Figure 7.39. Flowgraph representation using directly nested H-graphs.

The actual source code for each node could appear within the node itself.


Most of this chapter paints a fairly bleak picture of the power of graphic representations compared to textual representation. We look here at some of the advantages of the visual that do not show up in a density metric.

First, we invite the reader to try the following problem:

Given the following edge list, how many steps is node a from node b?

<<a, c>, <a, e>, <b, d>, <c, e>, <e, d>>

Now try this:

Given the following diagram, how many steps is node a from node b?

Figure 7.40. Test graph.

In order to figure the question out from the textual representation, one must scan the list and try out a few dead ends before finding the shortest path is <a, e, d, b>. But in looking at the graphic representation, it is possible to sense what the pattern is. For a computer program, the situation is analogous - it would be faster to search a pointer representation of the graph with parallel processors than it would be to scan a list.
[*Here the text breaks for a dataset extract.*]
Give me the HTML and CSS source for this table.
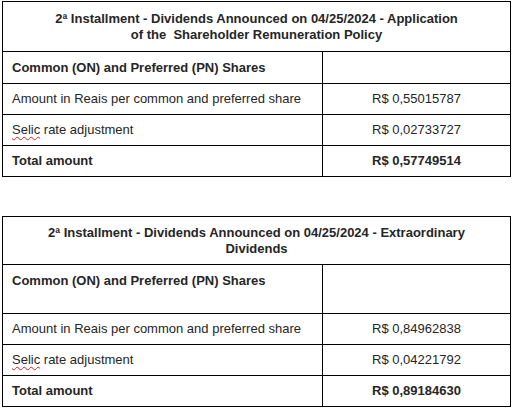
FILE: index.html
```html
<!DOCTYPE html>
<html>
<head>
<meta charset="utf-8">
<link rel="stylesheet" href="styles.css">
</head>
<body>
<div class="page">
  <table class="div-table">
    <colgroup><col class="col-label"><col class="col-value"></colgroup>
    <tr class="head-row">
      <th colspan="2" class="head">2ª Installment - Dividends Announced on 04/25/2024 - Application<br>of the&nbsp; Shareholder Remuneration Policy</th>
    </tr>
    <tr class="row first">
      <td class="label bold">Common (ON) and Preferred (PN) Shares</td>
      <td class="value"></td>
    </tr>
    <tr class="row">
      <td class="label">Amount in Reais per common and preferred share</td>
      <td class="value">R$ 0,55015787</td>
    </tr>
    <tr class="row">
      <td class="label"><span class="spell">Selic</span> rate adjustment</td>
      <td class="value">R$ 0,02733727</td>
    </tr>
    <tr class="row">
      <td class="label bold">Total amount</td>
      <td class="value bold">R$ 0,57749514</td>
    </tr>
  </table>

  <table class="div-table">
    <colgroup><col class="col-label"><col class="col-value"></colgroup>
    <tr class="head-row">
      <th colspan="2" class="head short">2ª Installment - Dividends Announced on 04/25/2024 - Extraordinary<br>Dividends</th>
    </tr>
    <tr class="row tall">
      <td class="label bold top">Common (ON) and Preferred (PN) Shares</td>
      <td class="value"></td>
    </tr>
    <tr class="row">
      <td class="label">Amount in Reais per common and preferred share</td>
      <td class="value">R$ 0,84962838</td>
    </tr>
    <tr class="row">
      <td class="label"><span class="spell">Selic</span> rate adjustment</td>
      <td class="value">R$ 0,04221792</td>
    </tr>
    <tr class="row">
      <td class="label bold">Total amount</td>
      <td class="value bold">R$ 0,89184630</td>
    </tr>
  </table>
</div>
</body>
</html>
```

FILE: styles.css
```css
html, body {
  margin: 0;
  padding: 0;
  background: #ffffff;
}

.page {
  padding: 1px 0 0 2px;
  display: flex;
  flex-direction: column;
  gap: 39px;
  font-family: "Liberation Sans", Arial, sans-serif;
  font-size: 13px;
  color: #262626;
}

.div-table {
  border-collapse: collapse;
  width: 508px;
  table-layout: fixed;
}

.col-label {
  width: 320px;
}

.col-value {
  width: 188px;
}

.div-table td,
.div-table th {
  border: 1px solid #000000;
  padding: 0 9px;
  line-height: 16px;
  vertical-align: middle;
  white-space: nowrap;
}

.head {
  height: 49px;
  text-align: center;
  font-weight: bold;
  padding-bottom: 2px;
}

.head.short {
  height: 47px;
}

.row td {
  height: 30px;
}

.row.first td {
  height: 31px;
}

.row.tall td {
  height: 40px;
}

.label {
  text-align: left;
}

.value {
  text-align: center;
}

.bold {
  font-weight: bold;
}

.top {
  vertical-align: top !important;
  padding-top: 8px !important;
}

.spell {
  text-decoration: underline wavy #d02020;
  text-decoration-thickness: 1px;
  text-underline-offset: 2px;
}
```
The work of Anderson (1983) on cognition distinguishes between spatial images, temporal strings, and abstract propositions, claiming there is evidence of all three forms being used in human cognition. This work represents a change of viewpoint, as prior to the work of Kosslyn (1980) documenting the use of internal imagery, Anderson, with many other psychologists following him, believed that all cognition could be explained in terms of abstract propositions.

Nadin (1984) makes the distinction between sequences and configurations. Configurations derive their power from their ability to seen all at once. He also points out the drawback of the visual:

the concreteness of the image renders it incapable of attaining the level of self-expression (meta-level).

This is in fact the problem we saw in chapter 2: there is no satisfactory graphic expression of recursion. Self-reference needs the power of naming, which is not a visual concept.

Yet for the transitive closure problem shown above, no textual representation will allow us to process the information as well.

We saw the visual work well on the creation of weighted graphs, as well as on the graph-like structures of high-level system design. We saw that the visual is even efficient in information terms in the expressions of graphs. It is those things that we can speak of as being spatial, configurational, that seem to work best with graphic representation.

Computer programming involves many different kinds of thinking. There is a sequential mode of thought, especially in imperative languages. There is a very abstract, propositional form of thought, especially in the use of recursion or generics. And there is a spatial mode of thought, concerned with places and relations between different components.

It is difficult to know what is going on in the mind of a programmer. But if the sequential, the symbolic, and the spatial are all used in programming, as the work of Anderson implies, it suggests that programming activity might need more than one language in more than one modality. Certainly a visual programming language alone will not obsolete the need for textual languages. The textual representation is the more powerful for general programming. But for other aspects of the programming activity, both our experience and our measurements suggest that graphic representation is useful.